### [What you have to do]
Set down all of the data that follows word for word, without the images.

### [Supplied material]

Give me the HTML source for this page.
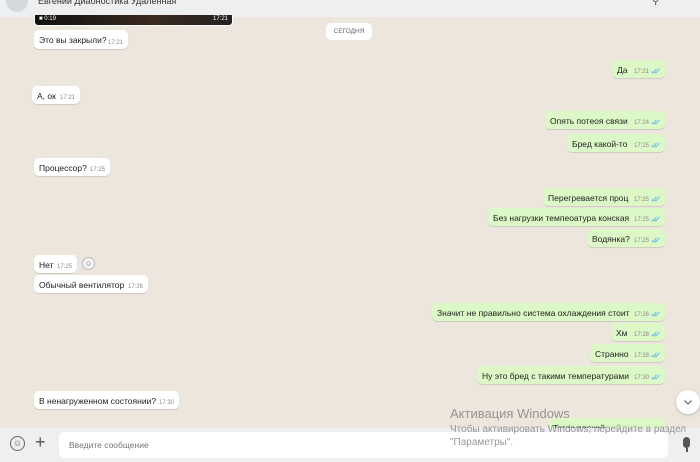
<!DOCTYPE html><html><head><meta charset="utf-8"><style>
*{margin:0;padding:0;box-sizing:border-box}
body{width:700px;height:462px;overflow:hidden;background:#ece6dd;font-family:"Liberation Sans",sans-serif;position:relative;font-size:8.5px;color:#222}
.h{position:absolute;left:0;top:0;width:700px;height:17px;background:#eeeff1}
.b{position:absolute;height:18px;border-radius:5px;background:#fff;box-shadow:0 1px .5px rgba(0,0,0,.12);padding:5px 0 0 5px;white-space:nowrap}
.r{background:#dcf8c6;}
.t{position:absolute;right:5px;bottom:3px;font-size:6px;color:#888}
.r .t{right:16px}
.k{position:absolute;right:5px;bottom:4px;width:9px;height:6px}
.f{position:absolute;left:0;top:428px;width:700px;height:34px;background:#eeeff1}
</style></head><body>
<svg width="0" height="0" style="position:absolute"><symbol id="k" viewBox="0 0 9 6"><path d="M0.5 3.5L2 5L5.5 0.8M3.5 3.8L4.8 5L8.5 0.8" fill="none" stroke="#5fb5f0" stroke-width="0.9"/></symbol></svg>
<div class="h"><div style="position:absolute;left:6px;top:-10px;width:22px;height:22px;border-radius:50%;background:#d5d8dc"></div><div style="position:absolute;left:38px;top:-4px;font-size:9px;color:#333">Евгений Диабностика Удаленная</div><div style="position:absolute;left:652px;top:-4px;font-size:10px;color:#555">⚲</div></div>
<div style="position:absolute;left:34px;top:15px;width:199px;height:11px;background:linear-gradient(90deg,#111,#3a2a20 60%,#222);border-radius:0 0 4px 4px;border:1px solid #fff;border-top:none"><span style="position:absolute;left:4px;top:1px;color:#fff;font-size:6px">■ 0:19</span><span style="position:absolute;right:4px;top:1px;color:#fff;font-size:6px">17:21</span></div>
<div style="position:absolute;left:326px;top:23px;width:46px;height:17px;background:#fff;border-radius:5px;font-size:6.5px;color:#667;text-align:center;line-height:17px">СЕГОДНЯ</div>
<div class="b" style="left:34px;top:30px;width:94px;height:19px">Это вы закрыли?<span class="t">17:21</span></div>
<div class="b r" style="left:612px;top:60px;width:53px">Да<span class="t">17:21</span><svg class="k"><use href="#k"/></svg></div>
<div class="b" style="left:32px;top:86px;width:48px">А, ок<span class="t">17:21</span></div>
<div class="b r" style="left:545px;top:111px;width:120px">Опять потеоя связи<span class="t">17:24</span><svg class="k"><use href="#k"/></svg></div>
<div class="b r" style="left:567px;top:134px;width:98px">Бред какой-то<span class="t">17:25</span><svg class="k"><use href="#k"/></svg></div>
<div class="b" style="left:34px;top:158px;width:76px">Процессор?<span class="t">17:25</span></div>
<div class="b r" style="left:543px;top:188px;width:122px">Перегревается проц<span class="t">17:25</span><svg class="k"><use href="#k"/></svg></div>
<div class="b r" style="left:488px;top:208px;width:177px">Без нагрузки темпеоатура конская<span class="t">17:25</span><svg class="k"><use href="#k"/></svg></div>
<div class="b r" style="left:587px;top:229px;width:78px">Водянка?<span class="t">17:25</span><svg class="k"><use href="#k"/></svg></div>
<div class="b" style="left:34px;top:255px;width:43px">Нет<span class="t">17:25</span></div>
<div style="position:absolute;left:82px;top:257px;width:13px;height:13px;border-radius:50%;background:#f4f4f4;border:1px solid #bbb;font-size:8px;line-height:11px;text-align:center;color:#888">☺</div>
<div class="b" style="left:34px;top:275px;width:114px">Обычный вентилятор<span class="t">17:26</span></div>
<div class="b r" style="left:432px;top:303px;width:233px">Значит не правильно система охлаждения стоит<span class="t">17:26</span><svg class="k"><use href="#k"/></svg></div>
<div class="b r" style="left:611px;top:323px;width:54px">Хм<span class="t">17:28</span><svg class="k"><use href="#k"/></svg></div>
<div class="b r" style="left:590px;top:344px;width:75px">Странно<span class="t">17:28</span><svg class="k"><use href="#k"/></svg></div>
<div class="b r" style="left:477px;top:366px;width:188px">Ну это бред с такими температурами<span class="t">17:30</span><svg class="k"><use href="#k"/></svg></div>
<div class="b" style="left:34px;top:391px;width:145px">В ненагруженном состоянии?<span class="t">17:30</span></div>
<div class="b r" style="left:548px;top:418px;width:117px">Тогда плохой</div>
<div style="position:absolute;left:676px;top:390px;width:24px;height:24px;border-radius:50%;background:#fff;box-shadow:0 1px 3px rgba(0,0,0,.2)"><svg width="24" height="24"><path d="M8.5 10.5L12 14L15.5 10.5" fill="none" stroke="#777" stroke-width="1.3"/></svg></div>
<div class="f"><div style="position:absolute;left:10px;top:8px;width:15px;height:15px;border-radius:50%;border:1.5px solid #666;font-size:9px;text-align:center;line-height:12px;color:#666">☺</div><div style="position:absolute;left:35px;top:4px;font-size:18px;color:#555">+</div><div style="position:absolute;left:59px;top:4px;width:609px;height:26px;background:#fff;border-radius:6px;padding:8px 10px;font-size:8.5px;color:#777">Введите сообщение</div><div style="position:absolute;left:683px;top:9px;width:7px;height:11px;border-radius:4px;background:#555"></div><div style="position:absolute;left:686px;top:20px;width:1.5px;height:4px;background:#555"></div></div>
<div style="position:absolute;left:450px;top:406px;font-size:13px;color:rgba(120,120,120,.75)">Активация Windows</div>
<div style="position:absolute;left:450px;top:423px;font-size:10px;line-height:13px;color:rgba(120,120,120,.75)">Чтобы активировать Windows, перейдите в раздел<br>"Параметры".</div>
</body></html>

### [Task result]
Give me the HTML source for this page.
<!DOCTYPE html><html><head><meta charset="utf-8"><style>
*{margin:0;padding:0;box-sizing:border-box}
body{width:700px;height:462px;overflow:hidden;background:#ece6dd;font-family:"Liberation Sans",sans-serif;position:relative;font-size:8.5px;color:#222}
.h{position:absolute;left:0;top:0;width:700px;height:17px;background:#eeeff1}
.b{position:absolute;height:18px;border-radius:5px;background:#fff;box-shadow:0 1px .5px rgba(0,0,0,.12);padding:5px 0 0 5px;white-space:nowrap}
.r{background:#dcf8c6;}
.t{position:absolute;right:5px;bottom:3px;font-size:6px;color:#888}
.r .t{right:16px}
.k{position:absolute;right:5px;bottom:4px;width:9px;height:6px}
.f{position:absolute;left:0;top:428px;width:700px;height:34px;background:#eeeff1}
</style></head><body>
<svg width="0" height="0" style="position:absolute"><symbol id="k" viewBox="0 0 9 6"><path d="M0.5 3.5L2 5L5.5 0.8M3.5 3.8L4.8 5L8.5 0.8" fill="none" stroke="#5fb5f0" stroke-width="0.9"/></symbol></svg>
<div class="h"><div style="position:absolute;left:6px;top:-10px;width:22px;height:22px;border-radius:50%;background:#d5d8dc"></div><div style="position:absolute;left:38px;top:-4px;font-size:9px;color:#333">Евгений Диабностика Удаленная</div><div style="position:absolute;left:652px;top:-4px;font-size:10px;color:#555">⚲</div></div>
<div style="position:absolute;left:34px;top:15px;width:199px;height:11px;background:linear-gradient(90deg,#111,#3a2a20 60%,#222);border-radius:0 0 4px 4px;border:1px solid #fff;border-top:none"><span style="position:absolute;left:4px;top:1px;color:#fff;font-size:6px">■ 0:19</span><span style="position:absolute;right:4px;top:1px;color:#fff;font-size:6px">17:21</span></div>
<div style="position:absolute;left:326px;top:23px;width:46px;height:17px;background:#fff;border-radius:5px;font-size:6.5px;color:#667;text-align:center;line-height:17px">СЕГОДНЯ</div>
<div class="b" style="left:34px;top:30px;width:94px;height:19px">Это вы закрыли?<span class="t">17:21</span></div>
<div class="b r" style="left:612px;top:60px;width:53px">Да<span class="t">17:21</span><svg class="k"><use href="#k"/></svg></div>
<div class="b" style="left:32px;top:86px;width:48px">А, ок<span class="t">17:21</span></div>
<div class="b r" style="left:545px;top:111px;width:120px">Опять потеоя связи<span class="t">17:24</span><svg class="k"><use href="#k"/></svg></div>
<div class="b r" style="left:567px;top:134px;width:98px">Бред какой-то<span class="t">17:25</span><svg class="k"><use href="#k"/></svg></div>
<div class="b" style="left:34px;top:158px;width:76px">Процессор?<span class="t">17:25</span></div>
<div class="b r" style="left:543px;top:188px;width:122px">Перегревается проц<span class="t">17:25</span><svg class="k"><use href="#k"/></svg></div>
<div class="b r" style="left:488px;top:208px;width:177px">Без нагрузки темпеоатура конская<span class="t">17:25</span><svg class="k"><use href="#k"/></svg></div>
<div class="b r" style="left:587px;top:229px;width:78px">Водянка?<span class="t">17:25</span><svg class="k"><use href="#k"/></svg></div>
<div class="b" style="left:34px;top:255px;width:43px">Нет<span class="t">17:25</span></div>
<div style="position:absolute;left:82px;top:257px;width:13px;height:13px;border-radius:50%;background:#f4f4f4;border:1px solid #bbb;font-size:8px;line-height:11px;text-align:center;color:#888">☺</div>
<div class="b" style="left:34px;top:275px;width:114px">Обычный вентилятор<span class="t">17:26</span></div>
<div class="b r" style="left:432px;top:303px;width:233px">Значит не правильно система охлаждения стоит<span class="t">17:26</span><svg class="k"><use href="#k"/></svg></div>
<div class="b r" style="left:611px;top:323px;width:54px">Хм<span class="t">17:28</span><svg class="k"><use href="#k"/></svg></div>
<div class="b r" style="left:590px;top:344px;width:75px">Странно<span class="t">17:28</span><svg class="k"><use href="#k"/></svg></div>
<div class="b r" style="left:477px;top:366px;width:188px">Ну это бред с такими температурами<span class="t">17:30</span><svg class="k"><use href="#k"/></svg></div>
<div class="b" style="left:34px;top:391px;width:145px">В ненагруженном состоянии?<span class="t">17:30</span></div>
<div class="b r" style="left:548px;top:418px;width:117px">Тогда плохой</div>
<div style="position:absolute;left:676px;top:390px;width:24px;height:24px;border-radius:50%;background:#fff;box-shadow:0 1px 3px rgba(0,0,0,.2)"><svg width="24" height="24"><path d="M8.5 10.5L12 14L15.5 10.5" fill="none" stroke="#777" stroke-width="1.3"/></svg></div>
<div class="f"><div style="position:absolute;left:10px;top:8px;width:15px;height:15px;border-radius:50%;border:1.5px solid #666;font-size:9px;text-align:center;line-height:12px;color:#666">☺</div><div style="position:absolute;left:35px;top:4px;font-size:18px;color:#555">+</div><div style="position:absolute;left:59px;top:4px;width:609px;height:26px;background:#fff;border-radius:6px;padding:8px 10px;font-size:8.5px;color:#777">Введите сообщение</div><div style="position:absolute;left:683px;top:9px;width:7px;height:11px;border-radius:4px;background:#555"></div><div style="position:absolute;left:686px;top:20px;width:1.5px;height:4px;background:#555"></div></div>
<div style="position:absolute;left:450px;top:406px;font-size:13px;color:rgba(120,120,120,.75)">Активация Windows</div>
<div style="position:absolute;left:450px;top:423px;font-size:10px;line-height:13px;color:rgba(120,120,120,.75)">Чтобы активировать Windows, перейдите в раздел<br>"Параметры".</div>
</body></html>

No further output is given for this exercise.